Hoe kan het beleid voor buurtsportcoaches worden verbeterd? Over die vraag gaan gemeenteambtenaren, onderzoekers, buurtsportcoaches zelf en hun doelgroepen in gesprek. Dat schrijft minister Bruins voor Medische Zorg en Sport aan de Tweede Kamer.

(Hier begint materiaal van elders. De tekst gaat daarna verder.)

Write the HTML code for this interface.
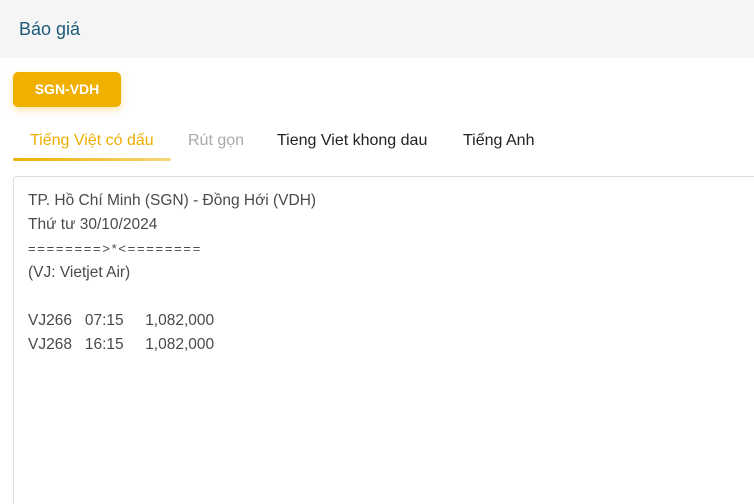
<!DOCTYPE html>
<html style="overflow:hidden;height:504px"><head><meta charset="utf-8"><style>
body{margin:0;width:754px;height:504px;overflow:hidden;background:#fff;font-family:"Liberation Sans",sans-serif;position:relative}
.hdr{position:absolute;left:0;top:0;width:754px;height:58px;background:#f5f5f5}
.hdr span{position:absolute;left:19px;top:19px;font-size:18px;color:#1c5a78}
.btn{position:absolute;left:13px;top:72px;width:108px;height:35px;background:#f0b000;border-radius:5px;color:#fff;font-weight:bold;font-size:14px;text-align:center;line-height:35px;box-shadow:0 3px 8px rgba(240,176,0,.35)}
.tab{position:absolute;top:132px;font-size:16px;color:#222}
.ul{position:absolute;left:13px;top:158px;width:158px;height:3px;background:linear-gradient(90deg,#eeb100,#f5d67a);border-radius:2px}
.box{position:absolute;left:13px;top:176px;width:760px;height:327px;border:1px solid #ddd;border-bottom:none;border-right:none;border-radius:4px 0 0 0}
.txt{position:absolute;left:28px;top:189px;font-size:15.5px;line-height:24px;color:#4a4a4a;white-space:pre}
</style></head><body>
<div class="hdr"><span>Báo giá</span></div>
<div class="btn">SGN-VDH</div>
<div class="tab" style="left:30px;color:#eeae00">Tiếng Việt có dấu</div>
<div class="tab" style="left:188px;color:#aaa">Rút gọn</div>
<div class="tab" style="left:277px">Tieng Viet khong dau</div>
<div class="tab" style="left:463px">Tiếng Anh</div>
<div class="ul"></div>
<div class="box"></div>
<div class="txt">TP. Hồ Chí Minh (SGN) - Đồng Hới (VDH)
Thứ tư 30/10/2024
<span style="font-size:13px;letter-spacing:1.7px">========&gt;*&lt;========</span>
(VJ: Vietjet Air)

VJ266   07:15     1,082,000
VJ268   16:15     1,082,000</div>
</body></html>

Buurtsportcoaches moeten de verbinding maken tussen sport- en beweegaanbieders en andere sectoren in gemeenten, zoals zorg, welzijn, jeugdzorg en kinderopvang en onderwijs. Hiervoor is vanuit het Rijk jaarlijks 58 miljoen euro beschikbaar. Vorig jaar hadden lokale overheden in totaal ruim 2900 fulltime buurtsportcoaches aangesteld, iets meer dan het budget toelaat.
Meten blijkt lastig
Gemeenten zijn positief over de resultaten, bleek uit een eerdere evaluatie. ‘Daarnaast werd echter wel duidelijk dat het meten van de effecten van buurtsportcoaches lastig blijkt te zijn, zowel landelijk als lokaal,’ schrijft de minister. ‘Dit komt met name door het decentrale karakter van het BSC-beleid. Dit decentrale karakter bepaalt echter wel het succes van de buurtsportcoaches doordat gemeenten de impuls op basis van lokale behoefte kunnen invullen.’
Impact verhogen
Door nu beleidsmakers, buurtsportcoaches en andere betrokkenen bij elkaar te zetten, moet toch meer inzicht ontstaan in wat er goed werkt. ‘Aan de hand van de output van deze expertmeeting hopen we input te hebben verzameld, die gebruikt kan worden bij het creëren van een evaluatielcyclus,’ aldus de minister. ‘Op die manier zijn we in staat om, indien nodig, het beleid bij te stellen. Met als doel om de impact te verhogen.’